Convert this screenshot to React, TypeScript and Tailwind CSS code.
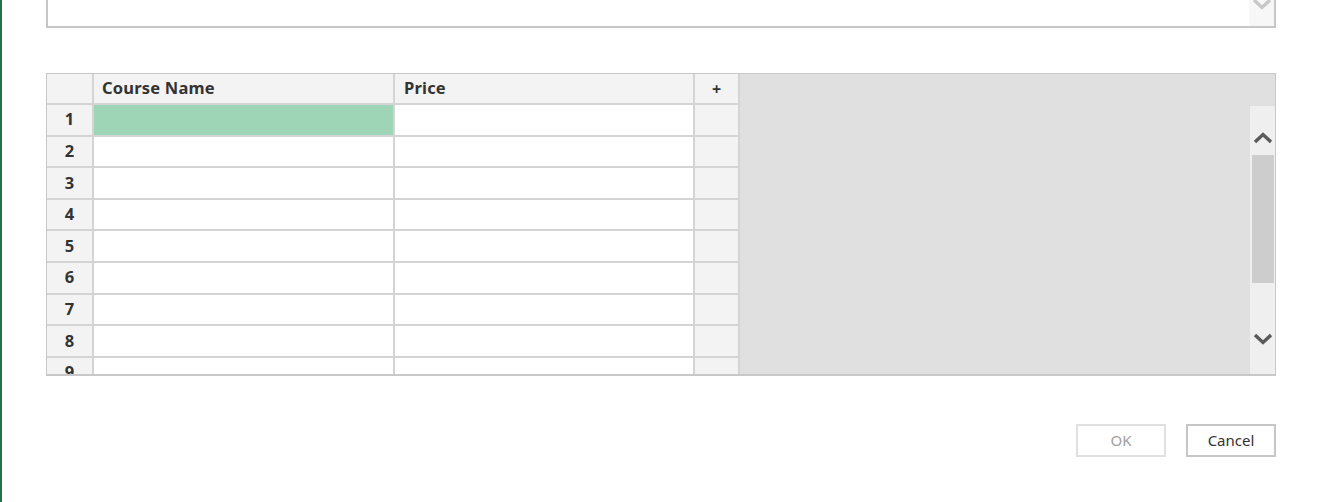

...

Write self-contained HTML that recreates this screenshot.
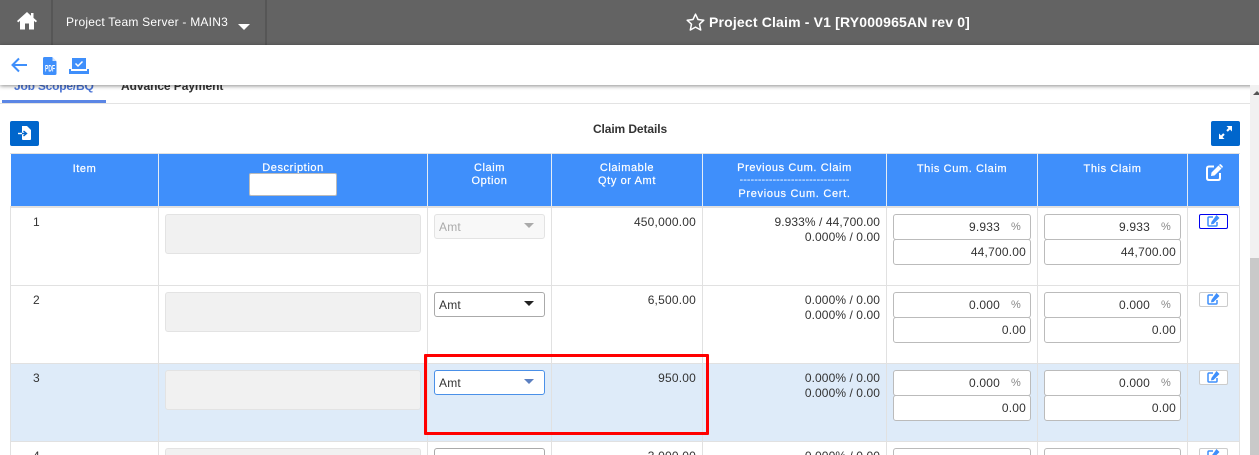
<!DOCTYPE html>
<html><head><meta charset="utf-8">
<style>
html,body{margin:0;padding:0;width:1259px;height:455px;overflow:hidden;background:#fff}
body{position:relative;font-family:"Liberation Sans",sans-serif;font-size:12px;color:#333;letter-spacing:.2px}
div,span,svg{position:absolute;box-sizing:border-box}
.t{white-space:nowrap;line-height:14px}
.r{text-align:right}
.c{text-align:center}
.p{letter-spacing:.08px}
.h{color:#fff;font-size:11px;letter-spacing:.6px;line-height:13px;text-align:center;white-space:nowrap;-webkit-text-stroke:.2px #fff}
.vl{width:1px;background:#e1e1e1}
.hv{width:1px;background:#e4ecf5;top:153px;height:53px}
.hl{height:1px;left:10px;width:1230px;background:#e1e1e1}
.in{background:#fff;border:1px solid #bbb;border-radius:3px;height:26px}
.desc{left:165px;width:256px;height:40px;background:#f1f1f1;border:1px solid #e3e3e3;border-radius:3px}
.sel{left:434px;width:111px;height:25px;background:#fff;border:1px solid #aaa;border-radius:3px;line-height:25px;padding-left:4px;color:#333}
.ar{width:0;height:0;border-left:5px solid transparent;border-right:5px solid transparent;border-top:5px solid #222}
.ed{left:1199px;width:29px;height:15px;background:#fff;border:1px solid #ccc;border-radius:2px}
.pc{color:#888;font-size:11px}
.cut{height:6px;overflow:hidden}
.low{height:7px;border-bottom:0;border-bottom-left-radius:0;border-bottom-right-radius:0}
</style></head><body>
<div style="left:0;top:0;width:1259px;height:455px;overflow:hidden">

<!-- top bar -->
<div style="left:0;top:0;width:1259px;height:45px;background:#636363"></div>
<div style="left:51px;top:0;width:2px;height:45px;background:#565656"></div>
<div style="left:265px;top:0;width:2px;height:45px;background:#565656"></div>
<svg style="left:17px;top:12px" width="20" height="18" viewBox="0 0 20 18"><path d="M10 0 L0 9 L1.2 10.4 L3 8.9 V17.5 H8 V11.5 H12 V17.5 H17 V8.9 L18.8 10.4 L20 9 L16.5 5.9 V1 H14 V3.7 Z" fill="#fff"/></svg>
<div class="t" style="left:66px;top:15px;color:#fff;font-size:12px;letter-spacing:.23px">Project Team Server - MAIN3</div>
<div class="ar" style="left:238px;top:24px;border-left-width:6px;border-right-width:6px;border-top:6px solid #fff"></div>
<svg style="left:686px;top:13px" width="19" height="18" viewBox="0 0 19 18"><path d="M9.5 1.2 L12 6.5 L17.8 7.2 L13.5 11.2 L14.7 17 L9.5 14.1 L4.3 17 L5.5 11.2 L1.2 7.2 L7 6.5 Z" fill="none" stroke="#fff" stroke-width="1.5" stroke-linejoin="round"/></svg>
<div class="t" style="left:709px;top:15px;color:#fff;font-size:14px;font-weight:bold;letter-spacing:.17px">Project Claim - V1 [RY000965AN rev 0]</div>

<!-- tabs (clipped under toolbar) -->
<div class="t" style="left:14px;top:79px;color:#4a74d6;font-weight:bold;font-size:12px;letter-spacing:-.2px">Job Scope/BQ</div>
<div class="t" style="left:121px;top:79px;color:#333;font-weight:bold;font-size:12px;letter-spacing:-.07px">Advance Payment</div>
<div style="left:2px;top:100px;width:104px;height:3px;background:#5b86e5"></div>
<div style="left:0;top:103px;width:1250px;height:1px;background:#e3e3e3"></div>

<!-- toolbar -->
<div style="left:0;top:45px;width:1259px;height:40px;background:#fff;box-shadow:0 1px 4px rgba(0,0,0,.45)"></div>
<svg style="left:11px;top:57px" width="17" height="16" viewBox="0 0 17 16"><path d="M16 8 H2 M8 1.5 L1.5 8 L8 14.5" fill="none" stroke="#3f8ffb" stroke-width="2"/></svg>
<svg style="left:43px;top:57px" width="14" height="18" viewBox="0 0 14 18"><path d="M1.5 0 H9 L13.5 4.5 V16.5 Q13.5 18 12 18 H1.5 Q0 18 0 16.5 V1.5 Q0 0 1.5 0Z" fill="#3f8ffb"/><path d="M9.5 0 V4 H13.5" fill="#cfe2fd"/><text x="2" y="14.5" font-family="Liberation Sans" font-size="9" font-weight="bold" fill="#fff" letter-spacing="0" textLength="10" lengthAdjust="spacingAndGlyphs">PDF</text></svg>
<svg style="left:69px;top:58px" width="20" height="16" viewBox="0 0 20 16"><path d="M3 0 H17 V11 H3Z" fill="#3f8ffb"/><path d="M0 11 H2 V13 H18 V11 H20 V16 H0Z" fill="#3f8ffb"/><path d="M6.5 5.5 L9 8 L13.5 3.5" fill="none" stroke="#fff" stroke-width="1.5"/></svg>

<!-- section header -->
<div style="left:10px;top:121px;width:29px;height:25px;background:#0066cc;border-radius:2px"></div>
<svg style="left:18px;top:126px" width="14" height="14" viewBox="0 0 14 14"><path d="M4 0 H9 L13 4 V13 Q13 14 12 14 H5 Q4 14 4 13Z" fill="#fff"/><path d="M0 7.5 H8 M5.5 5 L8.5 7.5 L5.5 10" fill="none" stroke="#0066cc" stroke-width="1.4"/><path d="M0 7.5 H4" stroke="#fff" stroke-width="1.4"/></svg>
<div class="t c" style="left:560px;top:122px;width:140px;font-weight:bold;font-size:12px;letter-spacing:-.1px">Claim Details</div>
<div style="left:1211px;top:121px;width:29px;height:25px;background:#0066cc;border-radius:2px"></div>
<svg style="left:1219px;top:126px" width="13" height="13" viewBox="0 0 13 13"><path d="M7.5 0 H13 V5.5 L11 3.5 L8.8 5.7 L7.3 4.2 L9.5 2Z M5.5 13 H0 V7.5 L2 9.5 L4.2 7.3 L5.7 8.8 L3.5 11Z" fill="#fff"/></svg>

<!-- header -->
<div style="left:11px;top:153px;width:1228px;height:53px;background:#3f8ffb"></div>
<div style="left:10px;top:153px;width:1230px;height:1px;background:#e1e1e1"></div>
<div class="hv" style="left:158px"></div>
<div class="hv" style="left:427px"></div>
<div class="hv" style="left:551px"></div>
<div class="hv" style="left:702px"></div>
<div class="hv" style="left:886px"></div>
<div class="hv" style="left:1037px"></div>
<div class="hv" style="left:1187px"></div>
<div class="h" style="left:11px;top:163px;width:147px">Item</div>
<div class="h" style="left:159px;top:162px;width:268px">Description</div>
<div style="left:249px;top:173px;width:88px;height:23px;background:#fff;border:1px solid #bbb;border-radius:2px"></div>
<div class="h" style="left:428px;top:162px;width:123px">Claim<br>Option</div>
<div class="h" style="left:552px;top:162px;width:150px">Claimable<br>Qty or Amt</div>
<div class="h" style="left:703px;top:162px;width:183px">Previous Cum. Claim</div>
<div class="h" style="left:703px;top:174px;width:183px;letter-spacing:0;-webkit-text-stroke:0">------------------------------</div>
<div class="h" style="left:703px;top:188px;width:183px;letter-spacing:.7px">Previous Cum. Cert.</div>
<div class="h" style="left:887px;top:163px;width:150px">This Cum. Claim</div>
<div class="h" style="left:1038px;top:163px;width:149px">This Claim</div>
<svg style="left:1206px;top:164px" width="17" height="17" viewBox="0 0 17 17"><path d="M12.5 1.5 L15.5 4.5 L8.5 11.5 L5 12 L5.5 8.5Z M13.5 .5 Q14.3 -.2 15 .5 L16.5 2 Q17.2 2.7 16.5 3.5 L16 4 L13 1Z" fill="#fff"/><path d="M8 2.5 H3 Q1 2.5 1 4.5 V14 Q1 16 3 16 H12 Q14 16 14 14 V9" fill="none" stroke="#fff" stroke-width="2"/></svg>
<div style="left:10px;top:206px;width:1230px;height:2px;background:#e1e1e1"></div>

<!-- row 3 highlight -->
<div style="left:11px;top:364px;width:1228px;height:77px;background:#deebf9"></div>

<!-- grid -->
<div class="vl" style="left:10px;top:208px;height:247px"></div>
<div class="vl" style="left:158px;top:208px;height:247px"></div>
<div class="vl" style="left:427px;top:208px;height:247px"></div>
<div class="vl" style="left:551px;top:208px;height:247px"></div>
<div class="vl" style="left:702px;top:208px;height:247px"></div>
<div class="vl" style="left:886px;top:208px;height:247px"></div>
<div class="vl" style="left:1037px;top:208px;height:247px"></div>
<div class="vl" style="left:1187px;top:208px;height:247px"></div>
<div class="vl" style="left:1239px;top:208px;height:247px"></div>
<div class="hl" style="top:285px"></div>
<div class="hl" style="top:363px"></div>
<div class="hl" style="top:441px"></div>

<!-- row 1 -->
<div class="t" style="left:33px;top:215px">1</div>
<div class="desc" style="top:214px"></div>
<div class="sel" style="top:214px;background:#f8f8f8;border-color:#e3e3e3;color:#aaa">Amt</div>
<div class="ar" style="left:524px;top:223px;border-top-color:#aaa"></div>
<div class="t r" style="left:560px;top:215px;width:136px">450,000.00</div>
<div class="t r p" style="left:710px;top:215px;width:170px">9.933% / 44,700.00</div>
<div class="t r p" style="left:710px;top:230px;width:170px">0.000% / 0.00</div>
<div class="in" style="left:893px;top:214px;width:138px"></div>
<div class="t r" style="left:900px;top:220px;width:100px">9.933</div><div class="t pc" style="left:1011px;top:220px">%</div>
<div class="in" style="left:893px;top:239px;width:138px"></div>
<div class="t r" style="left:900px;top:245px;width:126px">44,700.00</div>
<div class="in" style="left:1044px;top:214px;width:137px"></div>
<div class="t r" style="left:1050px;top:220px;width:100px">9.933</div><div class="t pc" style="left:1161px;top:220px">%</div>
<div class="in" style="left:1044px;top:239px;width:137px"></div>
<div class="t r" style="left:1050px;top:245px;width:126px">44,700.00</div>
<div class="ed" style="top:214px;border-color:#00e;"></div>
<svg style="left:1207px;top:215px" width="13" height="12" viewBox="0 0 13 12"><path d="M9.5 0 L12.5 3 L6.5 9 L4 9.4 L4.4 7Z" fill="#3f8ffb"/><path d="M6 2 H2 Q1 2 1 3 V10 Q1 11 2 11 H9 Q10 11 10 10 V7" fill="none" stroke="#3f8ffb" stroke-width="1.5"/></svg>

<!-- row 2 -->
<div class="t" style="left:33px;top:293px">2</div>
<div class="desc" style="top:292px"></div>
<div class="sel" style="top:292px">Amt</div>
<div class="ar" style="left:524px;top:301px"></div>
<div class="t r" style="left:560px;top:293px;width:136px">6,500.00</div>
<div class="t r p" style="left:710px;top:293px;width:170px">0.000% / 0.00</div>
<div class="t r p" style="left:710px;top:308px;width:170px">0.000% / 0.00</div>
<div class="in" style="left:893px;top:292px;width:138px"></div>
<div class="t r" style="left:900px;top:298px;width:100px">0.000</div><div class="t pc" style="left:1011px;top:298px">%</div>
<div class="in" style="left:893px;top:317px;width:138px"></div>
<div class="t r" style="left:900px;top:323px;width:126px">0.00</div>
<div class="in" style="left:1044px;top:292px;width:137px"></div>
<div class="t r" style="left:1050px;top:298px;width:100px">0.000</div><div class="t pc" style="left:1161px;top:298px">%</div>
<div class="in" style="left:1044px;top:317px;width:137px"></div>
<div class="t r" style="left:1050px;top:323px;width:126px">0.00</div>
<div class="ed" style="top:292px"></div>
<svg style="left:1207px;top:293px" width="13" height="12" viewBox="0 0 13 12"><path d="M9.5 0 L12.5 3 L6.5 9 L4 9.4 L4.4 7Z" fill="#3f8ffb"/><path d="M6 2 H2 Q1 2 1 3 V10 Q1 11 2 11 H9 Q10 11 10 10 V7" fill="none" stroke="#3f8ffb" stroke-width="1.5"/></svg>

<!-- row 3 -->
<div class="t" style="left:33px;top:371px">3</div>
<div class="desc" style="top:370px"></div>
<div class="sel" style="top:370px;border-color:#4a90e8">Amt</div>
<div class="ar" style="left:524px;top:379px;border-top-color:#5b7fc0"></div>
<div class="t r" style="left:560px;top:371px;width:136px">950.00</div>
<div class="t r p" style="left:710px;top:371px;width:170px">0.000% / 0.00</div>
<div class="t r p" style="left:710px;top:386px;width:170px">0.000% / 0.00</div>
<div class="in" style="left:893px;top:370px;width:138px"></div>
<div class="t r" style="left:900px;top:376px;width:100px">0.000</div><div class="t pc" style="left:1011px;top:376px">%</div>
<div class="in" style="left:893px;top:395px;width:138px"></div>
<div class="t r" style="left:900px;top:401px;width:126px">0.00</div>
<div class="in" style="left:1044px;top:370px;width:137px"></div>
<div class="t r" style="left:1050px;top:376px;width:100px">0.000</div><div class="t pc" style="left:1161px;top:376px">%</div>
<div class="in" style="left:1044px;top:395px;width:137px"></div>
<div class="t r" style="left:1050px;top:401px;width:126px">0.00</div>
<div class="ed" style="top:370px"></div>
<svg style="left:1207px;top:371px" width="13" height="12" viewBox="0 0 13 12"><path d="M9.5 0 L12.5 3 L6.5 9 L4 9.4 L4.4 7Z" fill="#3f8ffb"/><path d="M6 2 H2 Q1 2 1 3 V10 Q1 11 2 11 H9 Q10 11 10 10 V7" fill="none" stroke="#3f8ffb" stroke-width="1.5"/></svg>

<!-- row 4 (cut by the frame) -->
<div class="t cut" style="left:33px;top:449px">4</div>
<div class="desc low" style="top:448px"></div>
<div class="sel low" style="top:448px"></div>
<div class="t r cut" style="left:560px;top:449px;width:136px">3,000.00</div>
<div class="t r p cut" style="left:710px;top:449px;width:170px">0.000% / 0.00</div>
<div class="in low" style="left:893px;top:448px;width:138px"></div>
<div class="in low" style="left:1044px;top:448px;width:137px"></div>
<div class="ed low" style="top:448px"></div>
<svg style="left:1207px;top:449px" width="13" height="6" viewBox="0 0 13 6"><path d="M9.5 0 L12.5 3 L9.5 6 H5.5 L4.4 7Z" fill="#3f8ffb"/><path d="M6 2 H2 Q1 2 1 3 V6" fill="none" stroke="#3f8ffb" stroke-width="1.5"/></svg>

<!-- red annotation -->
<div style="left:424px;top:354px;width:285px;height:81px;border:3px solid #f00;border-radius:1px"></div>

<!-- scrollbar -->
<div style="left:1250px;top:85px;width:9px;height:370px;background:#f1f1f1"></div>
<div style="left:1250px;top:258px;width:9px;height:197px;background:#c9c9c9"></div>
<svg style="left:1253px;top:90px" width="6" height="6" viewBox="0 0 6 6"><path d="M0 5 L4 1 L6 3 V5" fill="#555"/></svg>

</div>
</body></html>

==

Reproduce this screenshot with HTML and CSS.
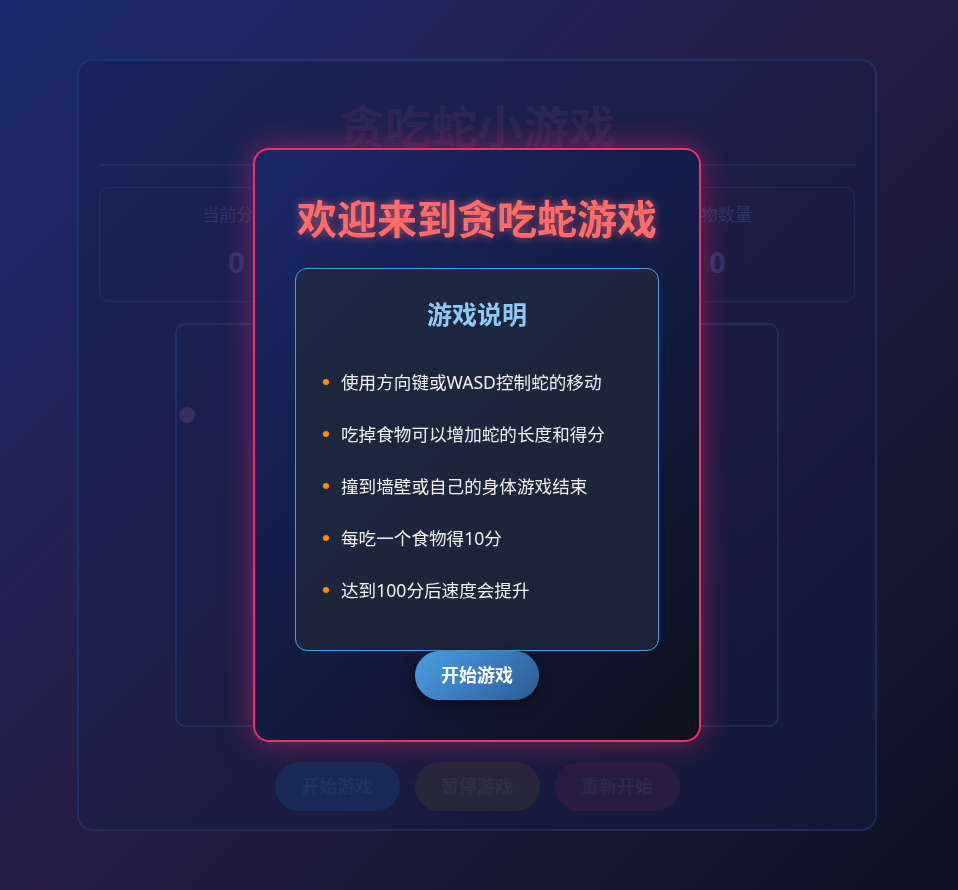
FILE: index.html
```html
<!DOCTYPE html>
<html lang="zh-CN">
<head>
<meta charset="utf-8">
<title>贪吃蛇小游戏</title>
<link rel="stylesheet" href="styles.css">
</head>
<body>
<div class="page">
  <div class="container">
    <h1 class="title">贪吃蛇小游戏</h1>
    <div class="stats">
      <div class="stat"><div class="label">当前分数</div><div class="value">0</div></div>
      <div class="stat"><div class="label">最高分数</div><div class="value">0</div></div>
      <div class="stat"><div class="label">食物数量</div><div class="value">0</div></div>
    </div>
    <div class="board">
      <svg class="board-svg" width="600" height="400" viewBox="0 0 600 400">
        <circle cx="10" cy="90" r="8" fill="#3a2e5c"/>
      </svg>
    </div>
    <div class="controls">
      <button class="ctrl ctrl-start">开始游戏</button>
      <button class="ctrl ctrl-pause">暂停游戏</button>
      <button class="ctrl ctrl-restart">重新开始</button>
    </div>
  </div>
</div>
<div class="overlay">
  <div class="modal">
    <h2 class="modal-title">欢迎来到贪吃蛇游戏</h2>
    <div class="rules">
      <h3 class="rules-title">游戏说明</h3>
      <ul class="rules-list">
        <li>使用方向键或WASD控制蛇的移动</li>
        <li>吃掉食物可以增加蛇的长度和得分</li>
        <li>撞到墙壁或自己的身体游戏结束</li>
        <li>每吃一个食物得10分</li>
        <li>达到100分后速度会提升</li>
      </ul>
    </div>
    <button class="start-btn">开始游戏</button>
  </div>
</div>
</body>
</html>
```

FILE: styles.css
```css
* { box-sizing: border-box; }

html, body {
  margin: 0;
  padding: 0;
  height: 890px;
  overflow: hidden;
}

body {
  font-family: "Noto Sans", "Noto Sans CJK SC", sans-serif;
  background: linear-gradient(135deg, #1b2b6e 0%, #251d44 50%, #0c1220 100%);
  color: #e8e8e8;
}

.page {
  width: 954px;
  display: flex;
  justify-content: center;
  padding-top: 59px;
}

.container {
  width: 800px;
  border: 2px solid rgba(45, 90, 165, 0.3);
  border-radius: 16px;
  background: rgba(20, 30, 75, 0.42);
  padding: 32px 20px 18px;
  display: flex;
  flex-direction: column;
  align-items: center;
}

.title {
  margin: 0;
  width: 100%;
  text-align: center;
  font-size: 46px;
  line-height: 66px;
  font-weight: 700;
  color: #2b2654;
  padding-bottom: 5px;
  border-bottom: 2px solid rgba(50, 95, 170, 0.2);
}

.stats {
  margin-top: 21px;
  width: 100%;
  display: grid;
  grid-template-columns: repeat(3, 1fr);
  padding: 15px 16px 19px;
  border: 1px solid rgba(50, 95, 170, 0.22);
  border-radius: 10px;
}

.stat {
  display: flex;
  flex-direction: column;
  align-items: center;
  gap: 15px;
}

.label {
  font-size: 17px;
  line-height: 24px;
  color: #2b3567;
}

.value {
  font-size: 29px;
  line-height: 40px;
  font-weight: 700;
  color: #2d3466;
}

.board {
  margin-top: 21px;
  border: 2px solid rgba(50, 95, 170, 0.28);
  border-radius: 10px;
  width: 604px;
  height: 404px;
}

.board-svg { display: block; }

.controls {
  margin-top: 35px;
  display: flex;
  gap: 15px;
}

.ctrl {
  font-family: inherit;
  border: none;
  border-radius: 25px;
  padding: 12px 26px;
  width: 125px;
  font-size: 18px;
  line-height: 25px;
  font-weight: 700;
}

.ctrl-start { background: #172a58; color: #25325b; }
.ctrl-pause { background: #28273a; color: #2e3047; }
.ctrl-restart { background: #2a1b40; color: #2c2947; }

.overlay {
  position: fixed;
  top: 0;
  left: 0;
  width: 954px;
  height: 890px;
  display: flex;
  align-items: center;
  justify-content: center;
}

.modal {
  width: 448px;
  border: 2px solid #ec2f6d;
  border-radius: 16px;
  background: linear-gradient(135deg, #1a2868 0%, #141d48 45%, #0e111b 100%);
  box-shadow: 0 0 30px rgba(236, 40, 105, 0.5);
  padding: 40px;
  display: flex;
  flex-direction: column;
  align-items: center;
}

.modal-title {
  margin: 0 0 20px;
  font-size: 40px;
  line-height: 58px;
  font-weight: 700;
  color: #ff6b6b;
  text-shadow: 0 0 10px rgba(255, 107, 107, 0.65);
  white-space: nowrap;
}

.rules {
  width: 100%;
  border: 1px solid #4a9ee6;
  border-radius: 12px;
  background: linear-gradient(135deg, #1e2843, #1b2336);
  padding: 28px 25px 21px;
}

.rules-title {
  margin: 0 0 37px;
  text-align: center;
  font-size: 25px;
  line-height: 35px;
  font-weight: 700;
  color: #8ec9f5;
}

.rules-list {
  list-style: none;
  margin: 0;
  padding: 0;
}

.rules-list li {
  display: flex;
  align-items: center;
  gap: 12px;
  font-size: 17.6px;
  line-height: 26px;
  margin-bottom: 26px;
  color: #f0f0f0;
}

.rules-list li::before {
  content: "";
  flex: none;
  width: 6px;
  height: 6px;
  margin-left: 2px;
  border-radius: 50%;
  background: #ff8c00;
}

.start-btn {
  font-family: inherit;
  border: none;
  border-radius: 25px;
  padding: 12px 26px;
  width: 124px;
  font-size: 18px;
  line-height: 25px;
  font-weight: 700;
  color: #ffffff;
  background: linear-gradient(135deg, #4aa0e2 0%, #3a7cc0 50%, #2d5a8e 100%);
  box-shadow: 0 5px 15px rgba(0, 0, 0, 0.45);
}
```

TASK OBJECTIVE>
Extract all lines from the material above that include the word "screenshot".

TASK RESULT>
Convert this screenshot to React, TypeScript and Tailwind CSS code.
Write self-contained HTML that recreates this screenshot.
Reproduce this screenshot with HTML and CSS.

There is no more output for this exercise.